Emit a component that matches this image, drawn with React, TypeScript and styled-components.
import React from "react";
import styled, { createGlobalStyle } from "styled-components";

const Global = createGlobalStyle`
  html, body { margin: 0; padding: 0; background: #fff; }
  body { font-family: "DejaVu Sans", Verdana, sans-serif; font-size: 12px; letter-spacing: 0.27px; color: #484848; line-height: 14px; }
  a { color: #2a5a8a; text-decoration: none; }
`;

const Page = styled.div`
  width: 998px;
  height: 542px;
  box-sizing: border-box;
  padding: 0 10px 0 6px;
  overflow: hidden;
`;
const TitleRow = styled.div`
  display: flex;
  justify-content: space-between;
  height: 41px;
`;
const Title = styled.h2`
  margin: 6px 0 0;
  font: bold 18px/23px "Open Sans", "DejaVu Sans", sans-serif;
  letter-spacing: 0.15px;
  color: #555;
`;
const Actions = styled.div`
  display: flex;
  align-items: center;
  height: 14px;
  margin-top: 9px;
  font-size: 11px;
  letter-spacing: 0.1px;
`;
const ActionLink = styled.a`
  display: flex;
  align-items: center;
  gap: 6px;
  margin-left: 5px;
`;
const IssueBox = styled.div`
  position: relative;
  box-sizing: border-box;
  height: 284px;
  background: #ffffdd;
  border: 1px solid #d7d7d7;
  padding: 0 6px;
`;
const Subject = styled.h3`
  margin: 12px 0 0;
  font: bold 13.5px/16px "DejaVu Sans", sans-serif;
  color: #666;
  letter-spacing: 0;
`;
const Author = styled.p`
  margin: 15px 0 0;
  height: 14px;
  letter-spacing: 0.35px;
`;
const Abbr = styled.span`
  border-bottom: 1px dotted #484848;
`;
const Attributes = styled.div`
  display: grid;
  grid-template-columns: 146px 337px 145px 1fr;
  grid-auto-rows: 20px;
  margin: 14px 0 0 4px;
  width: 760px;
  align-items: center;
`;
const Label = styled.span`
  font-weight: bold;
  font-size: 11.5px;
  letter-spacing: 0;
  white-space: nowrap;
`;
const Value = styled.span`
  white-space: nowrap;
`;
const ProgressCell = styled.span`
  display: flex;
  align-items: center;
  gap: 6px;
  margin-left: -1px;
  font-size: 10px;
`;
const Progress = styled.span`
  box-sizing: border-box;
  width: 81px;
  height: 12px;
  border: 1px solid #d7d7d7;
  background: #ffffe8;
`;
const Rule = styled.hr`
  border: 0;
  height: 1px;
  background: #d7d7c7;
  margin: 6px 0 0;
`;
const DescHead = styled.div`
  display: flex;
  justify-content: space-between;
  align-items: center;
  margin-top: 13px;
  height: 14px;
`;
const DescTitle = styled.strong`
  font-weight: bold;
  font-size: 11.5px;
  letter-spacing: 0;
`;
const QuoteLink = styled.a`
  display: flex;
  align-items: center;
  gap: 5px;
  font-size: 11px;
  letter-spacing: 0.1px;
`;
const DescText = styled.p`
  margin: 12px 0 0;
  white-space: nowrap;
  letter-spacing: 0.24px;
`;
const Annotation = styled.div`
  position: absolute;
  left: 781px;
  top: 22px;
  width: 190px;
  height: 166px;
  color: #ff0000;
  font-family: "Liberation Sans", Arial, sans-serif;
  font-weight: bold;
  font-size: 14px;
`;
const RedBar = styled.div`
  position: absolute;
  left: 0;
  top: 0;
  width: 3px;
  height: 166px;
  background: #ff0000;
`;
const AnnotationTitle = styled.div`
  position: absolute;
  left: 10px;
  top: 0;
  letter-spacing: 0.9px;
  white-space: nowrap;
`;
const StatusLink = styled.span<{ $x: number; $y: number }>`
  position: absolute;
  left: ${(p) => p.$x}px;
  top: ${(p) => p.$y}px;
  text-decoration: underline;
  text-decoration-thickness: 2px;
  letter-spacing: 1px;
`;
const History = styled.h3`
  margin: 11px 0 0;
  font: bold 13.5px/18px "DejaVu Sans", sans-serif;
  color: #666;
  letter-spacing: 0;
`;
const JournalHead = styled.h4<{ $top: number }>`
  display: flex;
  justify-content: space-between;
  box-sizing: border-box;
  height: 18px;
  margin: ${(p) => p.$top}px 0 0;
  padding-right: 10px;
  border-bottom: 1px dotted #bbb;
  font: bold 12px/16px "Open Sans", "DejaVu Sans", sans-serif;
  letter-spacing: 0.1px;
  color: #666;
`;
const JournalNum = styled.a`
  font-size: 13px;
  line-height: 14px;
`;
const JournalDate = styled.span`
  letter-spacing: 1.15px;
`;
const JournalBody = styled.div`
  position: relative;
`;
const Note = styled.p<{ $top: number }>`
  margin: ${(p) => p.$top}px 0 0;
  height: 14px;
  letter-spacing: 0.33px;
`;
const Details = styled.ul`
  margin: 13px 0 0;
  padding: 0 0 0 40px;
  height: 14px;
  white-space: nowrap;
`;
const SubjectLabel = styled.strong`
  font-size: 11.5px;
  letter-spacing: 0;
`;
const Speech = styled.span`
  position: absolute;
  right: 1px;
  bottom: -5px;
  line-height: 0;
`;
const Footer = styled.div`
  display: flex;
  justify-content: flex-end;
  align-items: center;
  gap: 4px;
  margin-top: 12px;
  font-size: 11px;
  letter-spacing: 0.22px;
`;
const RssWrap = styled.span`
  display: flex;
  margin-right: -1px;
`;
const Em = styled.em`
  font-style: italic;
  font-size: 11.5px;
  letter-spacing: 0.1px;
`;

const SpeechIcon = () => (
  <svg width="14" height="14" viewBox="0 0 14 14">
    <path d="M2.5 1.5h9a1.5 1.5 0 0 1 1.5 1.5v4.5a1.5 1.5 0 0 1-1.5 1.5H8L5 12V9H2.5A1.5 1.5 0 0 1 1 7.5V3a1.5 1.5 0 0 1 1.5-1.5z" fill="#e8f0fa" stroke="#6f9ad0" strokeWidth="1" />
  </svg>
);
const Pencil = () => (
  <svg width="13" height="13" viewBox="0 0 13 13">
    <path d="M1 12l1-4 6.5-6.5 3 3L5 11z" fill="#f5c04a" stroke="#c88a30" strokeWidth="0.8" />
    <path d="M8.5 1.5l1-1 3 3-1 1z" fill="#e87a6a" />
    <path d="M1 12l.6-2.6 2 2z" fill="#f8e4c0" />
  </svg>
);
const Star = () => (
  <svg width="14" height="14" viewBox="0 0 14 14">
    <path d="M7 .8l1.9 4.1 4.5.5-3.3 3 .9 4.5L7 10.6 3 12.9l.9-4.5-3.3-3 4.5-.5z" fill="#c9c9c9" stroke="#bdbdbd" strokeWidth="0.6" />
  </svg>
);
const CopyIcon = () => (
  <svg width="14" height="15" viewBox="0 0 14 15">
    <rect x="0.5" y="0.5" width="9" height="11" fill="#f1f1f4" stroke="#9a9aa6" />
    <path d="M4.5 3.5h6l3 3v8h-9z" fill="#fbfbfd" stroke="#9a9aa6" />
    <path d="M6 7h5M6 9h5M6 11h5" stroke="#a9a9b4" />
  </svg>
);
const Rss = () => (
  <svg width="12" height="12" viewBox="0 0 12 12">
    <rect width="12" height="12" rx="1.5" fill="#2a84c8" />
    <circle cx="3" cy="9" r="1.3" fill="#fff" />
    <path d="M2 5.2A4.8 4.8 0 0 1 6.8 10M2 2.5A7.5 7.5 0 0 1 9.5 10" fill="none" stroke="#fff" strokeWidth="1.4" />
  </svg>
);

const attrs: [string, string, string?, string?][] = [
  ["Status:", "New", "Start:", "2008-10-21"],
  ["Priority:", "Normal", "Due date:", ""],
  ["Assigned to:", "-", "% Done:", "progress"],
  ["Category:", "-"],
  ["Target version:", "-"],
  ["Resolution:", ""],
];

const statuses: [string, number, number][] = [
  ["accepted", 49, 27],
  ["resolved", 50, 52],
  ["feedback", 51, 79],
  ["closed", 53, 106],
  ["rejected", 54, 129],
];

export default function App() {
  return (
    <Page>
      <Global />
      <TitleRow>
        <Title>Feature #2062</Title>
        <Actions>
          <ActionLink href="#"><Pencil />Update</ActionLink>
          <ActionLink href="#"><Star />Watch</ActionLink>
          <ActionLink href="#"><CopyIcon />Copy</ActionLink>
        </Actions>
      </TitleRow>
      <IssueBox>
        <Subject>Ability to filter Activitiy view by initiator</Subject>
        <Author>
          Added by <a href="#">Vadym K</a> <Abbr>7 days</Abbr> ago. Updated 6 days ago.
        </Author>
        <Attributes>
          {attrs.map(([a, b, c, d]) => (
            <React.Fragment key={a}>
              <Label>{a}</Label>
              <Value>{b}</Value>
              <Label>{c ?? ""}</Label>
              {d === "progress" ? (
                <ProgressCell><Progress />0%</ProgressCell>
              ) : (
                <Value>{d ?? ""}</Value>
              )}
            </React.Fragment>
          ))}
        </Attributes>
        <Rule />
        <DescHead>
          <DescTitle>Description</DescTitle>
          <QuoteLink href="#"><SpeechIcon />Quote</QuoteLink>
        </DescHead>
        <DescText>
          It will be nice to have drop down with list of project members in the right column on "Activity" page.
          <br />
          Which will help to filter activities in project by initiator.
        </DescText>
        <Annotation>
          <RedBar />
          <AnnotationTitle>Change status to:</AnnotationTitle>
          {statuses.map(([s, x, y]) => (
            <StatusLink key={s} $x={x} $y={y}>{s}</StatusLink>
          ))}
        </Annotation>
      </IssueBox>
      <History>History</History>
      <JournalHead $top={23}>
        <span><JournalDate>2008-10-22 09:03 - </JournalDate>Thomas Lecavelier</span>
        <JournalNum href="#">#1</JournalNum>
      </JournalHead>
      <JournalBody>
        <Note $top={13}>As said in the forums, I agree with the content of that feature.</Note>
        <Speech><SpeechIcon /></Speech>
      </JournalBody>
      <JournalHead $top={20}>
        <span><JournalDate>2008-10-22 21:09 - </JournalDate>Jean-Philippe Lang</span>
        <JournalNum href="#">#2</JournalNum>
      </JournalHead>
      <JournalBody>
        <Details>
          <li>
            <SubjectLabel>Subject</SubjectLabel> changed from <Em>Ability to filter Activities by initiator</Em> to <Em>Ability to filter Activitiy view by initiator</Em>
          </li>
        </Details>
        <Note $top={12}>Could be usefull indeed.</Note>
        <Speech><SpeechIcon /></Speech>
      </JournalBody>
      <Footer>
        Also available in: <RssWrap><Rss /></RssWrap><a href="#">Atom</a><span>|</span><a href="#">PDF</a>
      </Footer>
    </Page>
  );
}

━━━━━━━━━━━━━━━━━━━━━━━━━━━━━━

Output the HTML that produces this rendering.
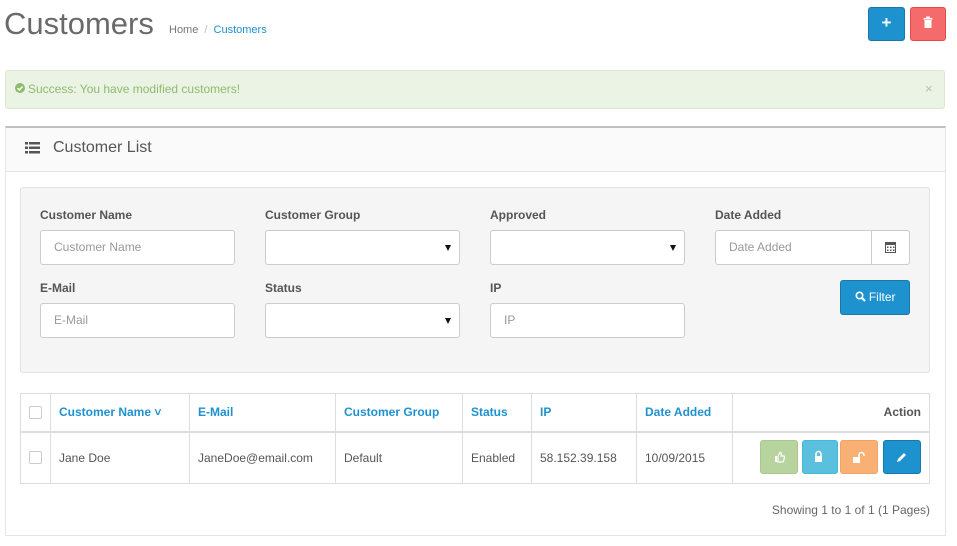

━━━━━━━━━━━━━━━━━━━━━━━━━━━━━━

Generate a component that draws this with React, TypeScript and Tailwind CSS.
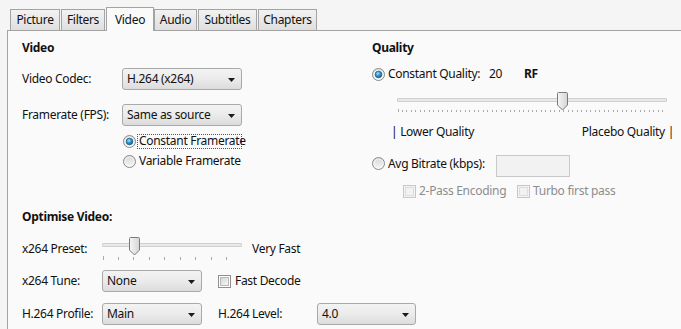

━━━━━━━━━━━━━━━━━━━━━━━━━━━━━━

TASK PROMPT
Gather from the records above every line containing the string "that".

WORKED ANSWER
Emit a component that matches this image, drawn with React, TypeScript and styled-components.
        <Note $top={13}>As said in the forums, I agree with the content of that feature.</Note>
Output the HTML that produces this rendering.
Generate a component that draws this with React, TypeScript and Tailwind CSS.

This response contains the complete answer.